## Given exercise:
Lines containing the word "screenshot" are the ones to copy from the records below.

::: Data shown :::

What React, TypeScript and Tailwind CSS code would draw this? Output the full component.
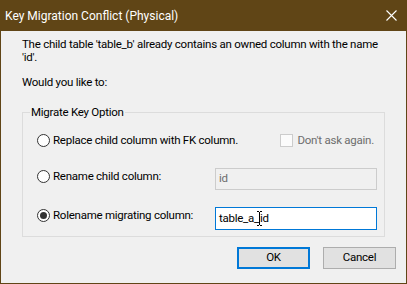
import React from "react";

const font = { fontFamily: 'Roboto, "Noto Sans", Arial, sans-serif' };

function Radio({ checked = false }: { checked?: boolean }) {
  return (
    <span className="flex h-[13px] w-[13px] shrink-0 items-center justify-center rounded-full border border-[#333333] bg-white">
      {checked ? <span className="h-[7px] w-[7px] rounded-full bg-[#333333]" /> : null}
    </span>
  );
}

export default function App() {
  return (
    <div
      className="flex h-[284px] w-[407px] flex-col whitespace-nowrap border border-[#604516] bg-[#f0f0f0] text-[11.5px] tracking-[-0.25px] text-black"
      style={font}
    >
      <div className="flex h-[30px] shrink-0 items-center justify-between bg-[#604516] pl-[4px] pr-[9px] text-[12px] tracking-normal text-white">
        <span>Key Migration Conflict (Physical)</span>
        <svg width="11" height="11" viewBox="0 0 11 11" className="mb-[1px]">
          <path d="M0.5 0.5 L10.5 10.5 M10.5 0.5 L0.5 10.5" stroke="white" strokeWidth="1.1" />
        </svg>
      </div>

      <div className="flex flex-1 flex-col px-[21px]">
        <p className="mt-[7px] leading-[13px]">
          The child table 'table_b' already contains an owned column with the name
          <br />
          'id'.
        </p>
        <p className="mt-[12px] leading-[13px]">Would you like to:</p>

        <fieldset className="mt-[15px] h-[133px] border border-[#dcdcdc] pl-[14px] pr-[7px]">
          <legend className="ml-[-7px] px-[1px] leading-[16px]">Migrate Key Option</legend>

          <div className="mt-[13px] flex items-center">
            <Radio />
            <span className="ml-[3px] leading-[14px]">Replace child column with FK column.</span>
            <span className="ml-auto mr-[3px] flex items-center text-[#6d6d6d]">
              <span className="h-[13px] w-[13px] border border-[#cccccc] bg-[#fbfbfb]" />
              <span className="ml-[4px] leading-[14px]">Don't ask again.</span>
            </span>
          </div>

          <div className="mt-[21px] flex items-start">
            <div className="mt-[1px] flex items-center">
              <Radio />
              <span className="ml-[3px] leading-[14px]">Rename child column:</span>
            </div>
            <div className="ml-auto flex h-[22px] w-[162px] items-center border border-[#cccccc] bg-[#f0f0f0] px-[3px] text-[#6d6d6d]">
              id
            </div>
          </div>

          <div className="mt-[17px] flex items-start">
            <div className="mt-[1px] flex items-center">
              <Radio checked />
              <span className="ml-[3px] leading-[14px]">Rolename migrating column:</span>
            </div>
            <div className="ml-auto flex h-[23px] w-[162px] items-center border border-[#0078d7] bg-white px-[3px]">
              table_a_
              <svg width="5" height="15" viewBox="0 0 5 15" className="mx-[-2px]">
                <path d="M0 0.5 H2 M3 0.5 H5 M2.5 1 V14 M0 14.5 H2 M3 14.5 H5" stroke="#000" strokeWidth="1" />
              </svg>
              id
            </div>
          </div>
        </fieldset>

        <div className="mr-[-11px] mt-[10px] flex justify-end gap-[13px]">
          <button className="h-[22px] w-[73px] border-2 border-[#0078d7] bg-[#e1e1e1] leading-none">
            OK
          </button>
          <button className="h-[22px] w-[73px] border border-[#adadad] bg-[#e1e1e1] leading-none">
            Cancel
          </button>
        </div>
      </div>
    </div>
  );
}
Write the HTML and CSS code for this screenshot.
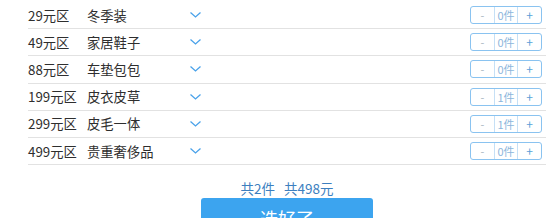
FILE: index.html
```html
<!DOCTYPE html>
<html lang="zh">
<head>
<meta charset="utf-8">
<link rel="stylesheet" href="styles.css">
</head>
<body>
<div class="page">
  <div class="list">
    <div class="row"><span class="price">29元区</span><span class="name">冬季装</span><svg class="chev" viewBox="0 0 11 6" width="11" height="6"><path d="M0.5 0.5 L5.5 5 L10.5 0.5" /></svg><span class="fill"></span><div class="stepper"><span class="minus">-</span><span class="count">0件</span><span class="plus">+</span></div></div>
    <div class="row"><span class="price">49元区</span><span class="name">家居鞋子</span><svg class="chev" viewBox="0 0 11 6" width="11" height="6"><path d="M0.5 0.5 L5.5 5 L10.5 0.5" /></svg><span class="fill"></span><div class="stepper"><span class="minus">-</span><span class="count">0件</span><span class="plus">+</span></div></div>
    <div class="row"><span class="price">88元区</span><span class="name">车垫包包</span><svg class="chev" viewBox="0 0 11 6" width="11" height="6"><path d="M0.5 0.5 L5.5 5 L10.5 0.5" /></svg><span class="fill"></span><div class="stepper"><span class="minus">-</span><span class="count">0件</span><span class="plus">+</span></div></div>
    <div class="row"><span class="price">199元区</span><span class="name">皮衣皮草</span><svg class="chev" viewBox="0 0 11 6" width="11" height="6"><path d="M0.5 0.5 L5.5 5 L10.5 0.5" /></svg><span class="fill"></span><div class="stepper"><span class="minus">-</span><span class="count">1件</span><span class="plus">+</span></div></div>
    <div class="row"><span class="price">299元区</span><span class="name">皮毛一体</span><svg class="chev" viewBox="0 0 11 6" width="11" height="6"><path d="M0.5 0.5 L5.5 5 L10.5 0.5" /></svg><span class="fill"></span><div class="stepper"><span class="minus">-</span><span class="count">1件</span><span class="plus">+</span></div></div>
    <div class="row"><span class="price">499元区</span><span class="name">贵重奢侈品</span><svg class="chev" viewBox="0 0 11 6" width="11" height="6"><path d="M0.5 0.5 L5.5 5 L10.5 0.5" /></svg><span class="fill"></span><div class="stepper"><span class="minus">-</span><span class="count">0件</span><span class="plus">+</span></div></div>
  </div>
  <div class="summary"><span>共2件</span><span>共498元</span></div>
  <div class="btn-wrap"><button class="btn">选好了</button></div>
</div>
</body>
</html>
```
FILE: styles.css
```css
html, body {
  margin: 0;
  padding: 0;
  background: #fff;
}
body {
  font-family: "Noto Sans CJK SC", "Noto Sans", sans-serif;
  color: #2e2e2e;
  overflow: hidden;
}
.page {
  width: 518px;
  margin-left: 28px;
  padding-top: 2px;
}
.row {
  display: flex;
  align-items: center;
  height: 26.2px;
  border-bottom: 1px solid #e2e2e2;
  font-size: 13.3px;
}
.price {
  width: 59px;
  flex: none;
}
.name {
  width: 102.5px;
  flex: none;
}
.chev {
  flex: none;
  fill: none;
  stroke: #4aa2ea;
  stroke-width: 1.3;
}
.fill {
  flex: 1;
}
.stepper {
  display: flex;
  width: 70px;
  height: 16px;
  border: 1px solid #8ac3f0;
  border-radius: 3px;
  margin-right: 4px;
  font-size: 11px;
  line-height: 16px;
}
.stepper span {
  flex: 1;
  text-align: center;
}
.minus {
  color: #a9b6c2;
}
.count {
  color: #8db6dc;
  border-left: 1px solid #c6e0f6;
  border-right: 1px solid #c6e0f6;
}
.plus {
  color: #5a9fd8;
  font-size: 12px;
}
.summary {
  display: flex;
  justify-content: center;
  gap: 9px;
  margin-top: 13px;
  height: 20px;
  line-height: 20px;
  font-size: 13.5px;
  color: #3d7fbf;
}
.btn-wrap {
  display: flex;
  justify-content: center;
}
.btn {
  width: 172px;
  height: 40px;
  border: none;
  border-radius: 3px;
  background: #3ca4ef;
  color: #fff;
  font-family: "Noto Sans CJK SC", sans-serif;
  font-size: 18px;
  padding: 0;
}
```
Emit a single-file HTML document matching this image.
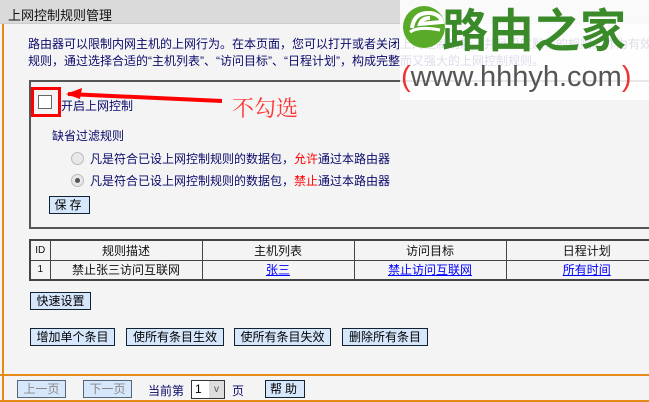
<!DOCTYPE html>
<html><head><meta charset="utf-8"><style>
*{margin:0;padding:0;box-sizing:border-box}
body{width:649px;height:402px;overflow:hidden;background:#f4f4f4;font-family:"Liberation Sans","Noto Sans CJK SC",sans-serif;font-size:12px;color:#0a0a6a;position:relative}
.a{position:absolute;white-space:nowrap}
.btn{position:absolute;background:#d6e6fb;border:1px solid #123;color:#000;font-size:12px;text-align:center;line-height:16px}
.dis{color:#888;border-color:#567}
td{border:1px solid #444;text-align:center;height:20px;font-size:12px;color:#111}
a{color:#00f;text-decoration:underline}
</style></head><body>
<div class="a" style="left:0;top:0;width:649px;height:24px;background:#dadada;border-bottom:1px solid #ccc"></div>
<div class="a" style="left:2px;top:24px;width:2px;height:376px;background:#e88a1a"></div>
<div class="a" style="left:8px;top:5px;font-size:13px;color:#111">上网控制规则管理</div>
<div class="a" style="left:28px;top:36px;line-height:17px;width:621px;overflow:hidden">路由器可以限制内网主机的上网行为。在本页面，您可以打开或者关闭上网控制功能，并且设定默认的规则。作为有效的补充<br>规则，通过选择合适的“主机列表”、“访问目标”、“日程计划”，构成完整而又强大的上网控制规则。</div>
<div class="a" style="left:29px;top:80px;width:640px;height:149px;border:2px solid #555;border-right:none"></div>
<div class="a" style="left:31px;top:87px;width:30px;height:30px;border:3px solid #f00"></div>
<div class="a" style="left:38px;top:95px;width:14px;height:14px;border:1px solid #666;background:#fff"></div>
<div class="a" style="left:61px;top:97px">开启上网控制</div>
<svg class="a" style="left:60px;top:88px" width="170" height="20"><path d="M8 6 L162 13" stroke="#f00" stroke-width="4"/><path d="M6 6 L22 0 L20 11 Z" fill="#f00"/></svg>
<div class="a" style="left:232px;top:92px;font-size:22px;color:#f33;font-family:'Noto Serif CJK SC',serif">不勾选</div>
<div class="a" style="left:52px;top:127px">缺省过滤规则</div>
<div class="a" style="left:71px;top:152px;width:13px;height:13px;border-radius:50%;border:1px solid #bbb;background:#e8e8e8"></div>
<div class="a" style="left:90px;top:150px">凡是符合已设上网控制规则的数据包，<span style="color:#f00">允许</span>通过本路由器</div>
<div class="a" style="left:71px;top:174px;width:13px;height:13px;border-radius:50%;border:1px solid #bbb;background:#e8e8e8"><div style="margin:3px;width:5px;height:5px;border-radius:50%;background:#555"></div></div>
<div class="a" style="left:90px;top:172px">凡是符合已设上网控制规则的数据包，<span style="color:#f00">禁止</span>通过本路由器</div>
<div class="btn" style="left:49px;top:196px;width:41px;height:18px;letter-spacing:3px">保存</div>
<table class="a" style="left:29px;top:239px;width:640px;border-collapse:collapse;border:2px solid #444">
<tr><td style="width:20px;font-size:10px">ID</td><td style="width:152px">规则描述</td><td style="width:152px">主机列表</td><td style="width:152px">访问目标</td><td>日程计划</td></tr>
<tr><td style="font-size:10px">1</td><td>禁止张三访问互联网</td><td><a>张三</a></td><td><a>禁止访问互联网</a></td><td><a>所有时间</a></td></tr>
</table>
<div class="btn" style="left:30px;top:292px;width:61px;height:18px">快速设置</div>
<div class="btn" style="left:30px;top:328px;width:85px;height:18px">增加单个条目</div>
<div class="btn" style="left:126px;top:328px;width:98px;height:18px">使所有条目生效</div>
<div class="btn" style="left:234px;top:328px;width:97px;height:18px">使所有条目失效</div>
<div class="btn" style="left:342px;top:328px;width:86px;height:18px">删除所有条目</div>
<div class="a" style="left:0;top:374px;width:649px;height:2px;background:#e88a1a"></div>
<div class="a" style="left:0;top:400px;width:649px;height:2px;background:#e88a1a"></div>
<div class="btn dis" style="left:17px;top:380px;width:49px;height:18px">上一页</div>
<div class="btn dis" style="left:83px;top:380px;width:49px;height:18px">下一页</div>
<div class="a" style="left:148px;top:382px">当前第</div>
<div class="a" style="left:191px;top:380px;width:34px;height:19px;border:1px solid #333;background:#fff;color:#000;padding-left:3px;line-height:17px">1<span style="position:absolute;right:0;top:0;width:15px;height:17px;background:#ddd;color:#555;text-align:center;font-size:10px">v</span></div>
<div class="a" style="left:232px;top:382px">页</div>
<div class="btn" style="left:265px;top:380px;width:40px;height:18px;letter-spacing:3px">帮助</div>
<div class="a" style="left:400px;top:0;width:249px;height:100px;background:rgba(255,255,255,0.86)"></div>
<svg class="a" style="left:400px;top:4px" width="48" height="46"><circle cx="24" cy="23" r="21" fill="#5aaa2a"/><path d="M12 24 Q14 8 30 9 Q40 10 42 18 L20 20 Q22 14 30 14" stroke="#fff" stroke-width="4" fill="none"/><path d="M10 28 Q18 22 40 26" stroke="#fff" stroke-width="3" fill="none"/></svg>
<div class="a" style="left:442px;top:6px;font-size:46px;line-height:50px;color:#3a8a2a;font-weight:bold">路由之家</div>
<div class="a" style="left:401px;top:59px;font-size:29px;line-height:36px;color:#555">
<span style="color:#e33">(</span>www.hhhyh.com<span style="color:#e33">)</span></div>
</body></html>
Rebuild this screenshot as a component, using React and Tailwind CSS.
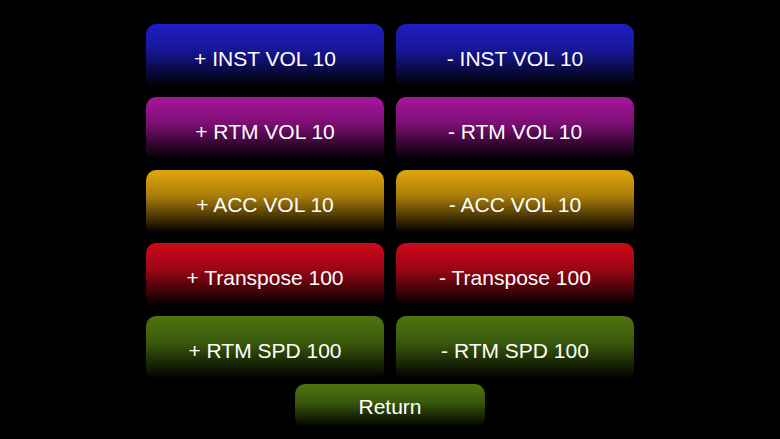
import React from 'react';

const rows = [
  { label: 'INST VOL 10', bg: 'bg-[linear-gradient(to_bottom,#1e1ec4_0%,#161696_40%,#000000_95%)]' },
  { label: 'RTM VOL 10', bg: 'bg-[linear-gradient(to_bottom,#a8169e_0%,#7c0e74_40%,#000000_95%)]' },
  { label: 'ACC VOL 10', bg: 'bg-[linear-gradient(to_bottom,#e0a80e_0%,#a87c0a_40%,#000000_95%)]' },
  { label: 'Transpose 100', bg: 'bg-[linear-gradient(to_bottom,#d0081a_0%,#9a0614_40%,#000000_95%)]' },
  { label: 'RTM SPD 100', bg: 'bg-[linear-gradient(to_bottom,#4e7410_0%,#3a5a0c_40%,#000000_95%)]' },
];

function PadButton({ bg, children, className = '' }) {
  return (
    <button
      type="button"
      className={`flex items-center justify-center rounded-[10px] text-[21px] text-white ${bg} ${className}`}
      style={{ fontFamily: '"Liberation Sans", Arial, sans-serif' }}
    >
      {children}
    </button>
  );
}

export default function App() {
  return (
    <div className="flex h-[439px] w-[780px] flex-col items-center overflow-hidden bg-black pt-[24px]">
      <div className="grid w-[488px] grid-cols-2 gap-x-3 gap-y-[7px]">
        {rows.map((row) => (
          <React.Fragment key={row.label}>
            <PadButton bg={row.bg} className="h-[66px] pt-[3px]">+ {row.label}</PadButton>
            <PadButton bg={row.bg} className="h-[66px] pt-[3px]">- {row.label}</PadButton>
          </React.Fragment>
        ))}
      </div>
      <PadButton
        bg="bg-[linear-gradient(to_bottom,#4e7410_0%,#3a5a0c_40%,#000000_98%)]"
        className="mt-[2px] h-[44px] w-[190px] pt-[1px]"
      >
        Return
      </PadButton>
    </div>
  );
}
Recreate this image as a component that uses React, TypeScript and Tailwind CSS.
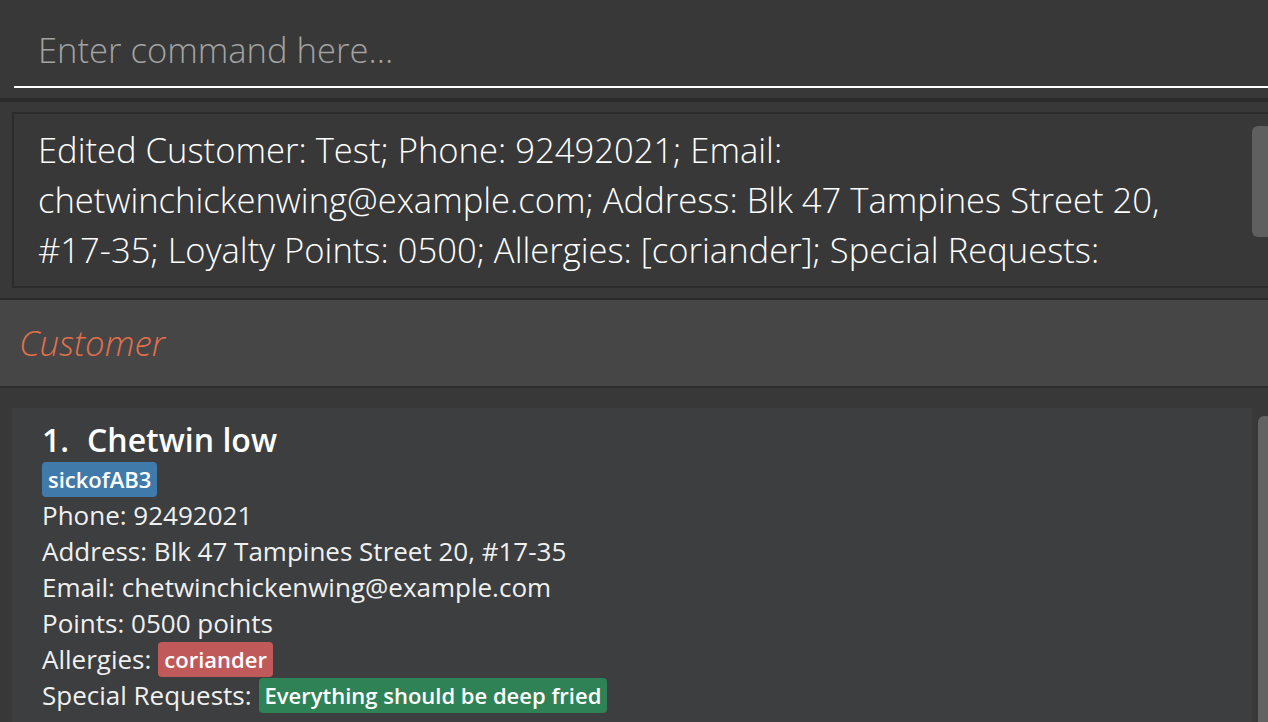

:::

## Answer to this exercise:
Write the HTML and CSS code for this screenshot.
Rebuild this screenshot as a component, using React and Tailwind CSS.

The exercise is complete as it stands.